The toll of avoiding the truth is always the same: a falling down or a falling apart. Every debt to the truth must be paid, with interest. Every debt.

This is the case for not paying attention to a mole on your skin that has darkened ominously, then continues its malignant transformation, uses the bloodstream to spread itself and attacks vital organs.

It is the case for not paying attention to lower quality goods or ideas being produced or embraced by one’s company, which then sparks falling revenues, which then minimize the potential of the venture or lead to bankruptcy.

It is the case for honoring celebrities of low character who then corrupt the characters of our young people, who emulate them.

It is the case for ignoring mortal enemies of the nation who may seem weak or far away today, but who are gathering strength enough to become a cancer here, in a way that could end freedom.

The truth will not be denied. The truth always wins. To the extent that we align ourselves with it, we thrive. To the extent that we deny it, we suffer.

For human beings, created, as I see it, in the image of God, it has always been that way and it will always be that way. And this is why great leaders cannot also be liars, and why great initiatives cannot also be half-measures, and why a cure for all that afflicts us is already inside us.”

http://www.foxnews.com/opinion/2015/06/01/does-truth-matter.html

Obviously, this is an issue about which I am becoming more and more determined. The FIRST rule in recovery is that one has to embrace honesty – with God, with herself, and with others. I am going to introduce this in a very lengthy and explicit way in the interview with candidates going forward. No point even starting the process if we don’t have this understanding in place.

On July 25, 2015 during the morning news on Fox News Channel there was a story about a father who had exercised public “shaming” of his daughter who had habitually stolen from and lied to her parents and others. The teen was forced to wear a sign in a public area. Her father videoed it and posted it on Facebook. The discussion on television was about whether this was appropriate. What is the impact on the one who is shamed? Is it abuse or is it an acceptable “natural consequences” of bad behavior?

I have observed that in dealing with people with a pattern of lying, there are certain things recur. Getting caught and “called out” in community can lead to repentance and learning, especially if one is concerned about how she is perceived in relationship to God and to others in the community. It actually has had a positive impact in the group with which I have worked. If one is not committed to the relationships in the community, is willing to abandon the community or be forced out, then such consequences may well be the motivation to do so. It can also be used to instruct the shamed person on how to grow from such humiliation and consequences of bad behavior, accepting personal responsibility for the consequences of her actions and learning why it is important to change. However, one should have the opportunity to be restored to community, chastened, but embraced in love if she is repentant.

When we feel shame in our spirit because of our sin, it should lead us to godly sorrow, repentance, confession, and restoration to God and others. That is the convicting presence of the Holy Spirit within us. When we feel shame as humiliation that wants to hide the sin, run away, cover up, lie or blame others we are not acting out of the influence of the Holy Spirit, but out of the influence of the Prince of Darkness, the Accuser of Humanity, the Father of Lies. So when you feel shame, is it restorative or toxic?

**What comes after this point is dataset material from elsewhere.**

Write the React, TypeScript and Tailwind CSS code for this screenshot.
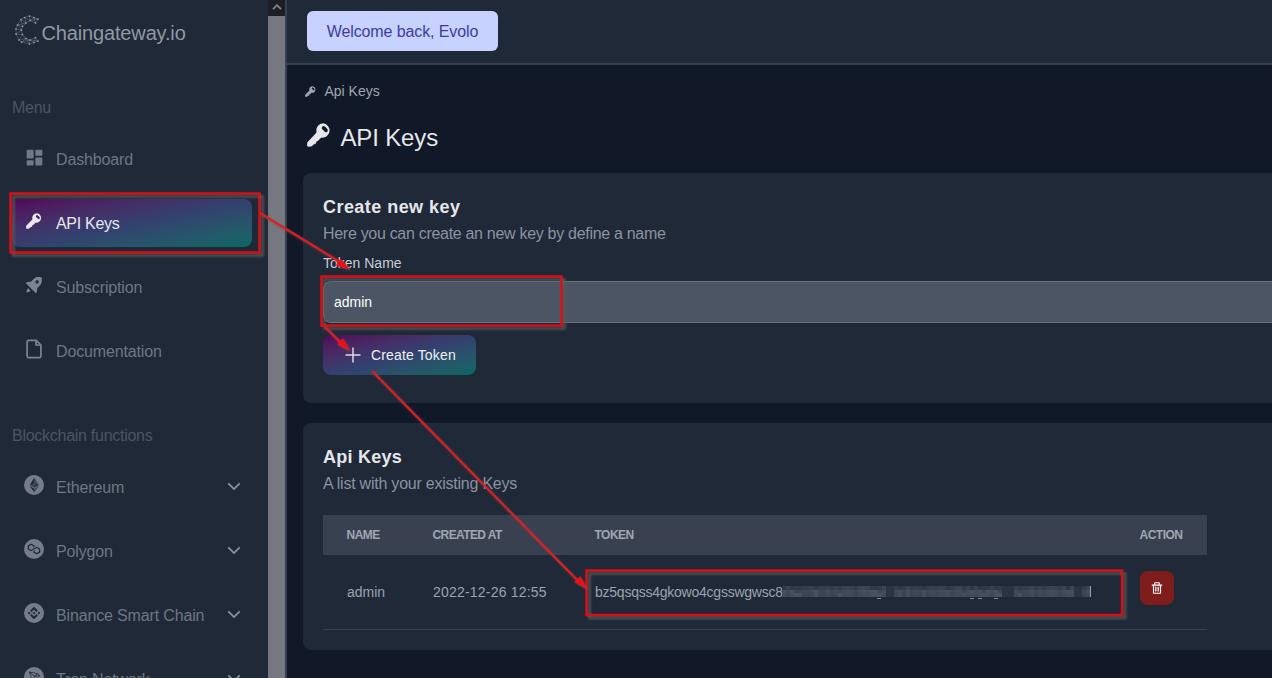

2 Corinthians 7:10-12 NASB “For the sorrow that is according to the will of God produces a repentance without regret, leading to salvation, but the sorrow of the world produces death. 11 For behold what earnestness this very thing, this godly sorrow, has produced in you: what vindication of yourselves, what indignation, what fear, what longing, what zeal, what avenging of wrong! In everything you demonstrated yourselves to be innocent in the matter. 12 So although I wrote to you, it was not for the sake of the offender nor for the sake of the one offended, but that your earnestness on our behalf might be made known to you in the sight of God.”